Flores in Indonesia is one of the original Spice Islands with a long tribal and colonial history. In the 15th century Bugis seafarers from Southern Sulawesi came to Flores for trading and slave raiding, and took control of some of the coastal areas that resemble pirate ports. The Portuguese reached the island in the early 16th century and named it ‘Cabo das Flores’, which means ‘Cape of Flowers’. The island became a strategic point for the economic activities of Portuguese traders. Flores produces huge quantities of cocoa, coffee, candlenuts, cloves, cinnamon, bananas and tropical fruits.
The island is home to the poorest inhabitants of Indonesia but these people are also some of the friendliest I have met in my travels.
Tourism is a new concept here and encounters with travellers is very much a novelty. It is amazing to watch the reaction of who are seeing a photo of themselves for the very first time!

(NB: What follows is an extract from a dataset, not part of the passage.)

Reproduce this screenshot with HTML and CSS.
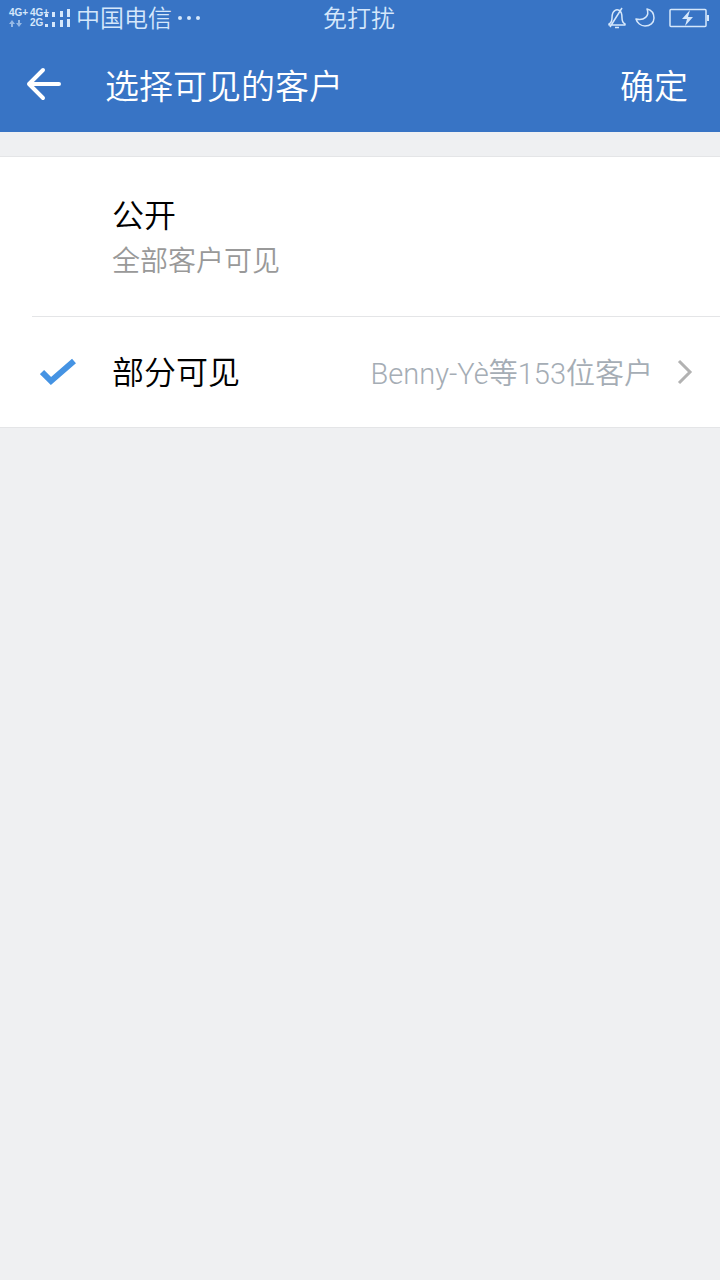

Most families on Flores still struggle with an educational system they cannot afford. The lack of education doesn’t allow the younger generation to look beyond the family farm, making self-subsistence farming the mainstay of the majority of the population.
We visited a local primary school in the village of Wolegai and gave the children gifts of exercise books, pens, rulers and erasers. We were treated to an impromptu performance of traditional songs which was a very humbling experience.
The scenery throughout the island is spectacular, from fuming volcanoes, rugged river valleys, bamboo forests, black sand beaches to uninhabited islands fringed with coral reefs offering world class snorkeling and diving. We hiked the mountainous region of Kelimutu with its coloured lakes and rice terraces and were rewarded with an incredible sunrise and panoramic view above the cloud line.
The highlight of a Flores journey is sailing aboard the traditional boat, Samata. This typical Indonesian phinisi allows you to explore the Komodo National Park in the lap of luxury. For the intrepid traveller seeking a fresh, undiscovered destination filled with cultural interactions, Flores is hard to beat.